By Molly Hennessy-Fiske
Los Angeles Times (MCT)
---- — HOUSTON — About 4 percent of female service members experience some form of sexual assault each year compared to 1 percent of male service members, according to information gathered for a report discussed yesterday by the U.S. Commission on Civil Rights.
In fiscal year 2011, the Armed Services completed 2,353 investigations of reported sexual assaults, a “small fraction” of the total estimated sexual assaults, according to the report, which is still being compiled.
Of those cases investigated, fewer than a quarter, or about 489, were referred to court-martial, according to the report, and for those convicted of sexual assault, 78 percent served time in prison.
As part of their work, the commission also gathered testimony yesterday amid a widening sex scandal at a Central Texas Air Force base that has prompted congressional hearings later this month.
Philip D. Cave, a Washington-based military lawyer and retired Navy commander, testified that he’s seen military sexual assault cases where commanders have refused to assist the defense because they feared they would be punished.
“You lead to this lack of trust in the system,” Cave said.
Nancy Parrish, president of the Burlingame, Calif.-based victim advocacy group Protect Our Defenders, told the panel that between 2010 and 2011, commander-initiated action on sexual assault decreased by 23 percent.
“Victims will tell you there has been command influence, undue command influence when they come forward to report,” Parrish said. “They, the victims, are investigated. They are put in psych wards, on psychotropic drugs and investigated other than for the sexual assault.”
Parrish called for an audit, noting that sexual assaults are believed to far exceed official reports.
“That’s why we’re here today, because unpunished sexual assault in the military is an epidemic,” she said.
Maj.
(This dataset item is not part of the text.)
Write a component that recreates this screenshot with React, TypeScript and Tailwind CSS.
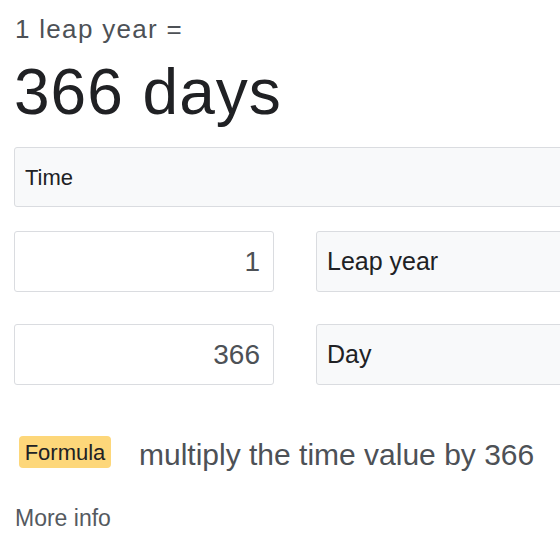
import React from 'react';

const font = { fontFamily: '"Liberation Sans", Arial, sans-serif' };

const App: React.FC = () => {
  return (
    <div className="w-[560px] h-[560px] overflow-hidden bg-white" style={font}>
      <div className="w-[700px] pl-[14px]">
        <div className="pl-px pt-[14px] text-[26px] leading-[30px] tracking-[1.3px] text-[#4d5156]">
          1 leap year =
        </div>
        <div className="mt-[16px] text-[64px] leading-[64px] tracking-[1px] text-[#202124]">
          366 days
        </div>

        <div className="mt-[23px] flex h-[60px] w-[640px] items-center rounded-[3px] border border-[#dadce0] bg-[#f8f9fa] pl-[10px] text-[22px] text-[#202124]">
          Time
        </div>

        <div className="mt-[24px] flex gap-[42px]">
          <div className="flex h-[61px] w-[260px] items-center justify-end rounded-[3px] border border-[#dadce0] bg-white pr-[13px] text-[28px] text-[#4d5156]">
            1
          </div>
          <div className="flex h-[61px] w-[320px] items-center rounded-[3px] border border-[#dadce0] bg-[#f8f9fa] pl-[10px] text-[25px] text-[#202124]">
            Leap year
          </div>
        </div>

        <div className="mt-[32px] flex gap-[42px]">
          <div className="flex h-[61px] w-[260px] items-center justify-end rounded-[3px] border border-[#dadce0] bg-white pr-[13px] text-[28px] text-[#4d5156]">
            366
          </div>
          <div className="flex h-[61px] w-[320px] items-center rounded-[3px] border border-[#dadce0] bg-[#f8f9fa] pl-[10px] text-[25px] text-[#202124]">
            Day
          </div>
        </div>

        <div className="mt-[42px] flex items-center pl-[5px]">
          <span className="flex h-[32px] w-[92px] items-center justify-center rounded-[4px] bg-[#fdd77a] text-[22px] text-[#202124]">
            Formula
          </span>
          <span className="ml-[28px] pt-[5px] text-[30px] text-[#4d5156]">
            multiply the time value by 366
          </span>
        </div>

        <div className="mt-[24px] pl-px text-[23px] text-[#555a5f]">More info</div>
      </div>
    </div>
  );
};

export default App;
Gen. Gary Patton, director of the Sexual Assault Prevention and Response Office, testified that military officials are attempting to address the problem, but that the recently reported numbers of sexual assaults were “unacceptable.”
“Sexual assault is a crime and has no place in the United States military. It is a violation of everything that we stand for and it is an affront to the values we defend,” Patton said, also noting that, “significant underreporting” of sexual assaults “prevents victims from receiving care and prevents us from holding offenders appropriately accountable.”
After yesterday’s briefing, the commission will accept public comments for about a month for the final report, which is expected next fall.
Military sexual assaults sparked public outcry last year after a scandal erupted at the Air Force’s training center at Joint Base San Antonio-Lackland. Parrish and other victims advocates as well as 78 members of Congress demanded hearings on Lackland, as did 15,000 people who signed an online petition.
So far, 30 instructors at the base have come under investigation for improper relationships with 56 victims, according to Lackland spokesman Brent Boller.
Later this month, the House Armed Services Committee is expected to hold hearings on the Lackland sexual assaults.
On Friday in Texas, a Lackland military judge concluded preliminary hearings to decide whether Air Force Tech. Sgt. Jaime Rodriguez will be court-martialed on charges of rape, forcible sodomy and pursing illicit relationships with 18 women, Boller said. If convicted, the Houston recruiter assigned to Lackland could face a life sentence.
Ten others are headed to court at Lackland, including Master Sgt. Jamey Crawford, who waived an evidentiary hearing this week, and faces up to 22 years in prison is convicted on charges sodomy, adultery and giving a false official statement, Boller said.
Last week, Staff Sgt. Christopher Jackson, 29, became the sixth basic training instructor convicted of sexual misconduct since April. Jackson received 100 days in jail, 30 days’ hard labor and was demoted to airman first class, Boller said, but was allowed to remain in the Air Force.
A dozen more airmen are still under investigation at Lackland, Boller said.
Advocates hope the congressional hearings later this month and the commission report will result in more prosecutions and a reduction of sexual assaults within the ranks.
“The deference and patience Congress has shown the Pentagon in regard to ending this crisis has come at a great cost to service members who are victims of rape, assault and harassment within our military,” Parrish said.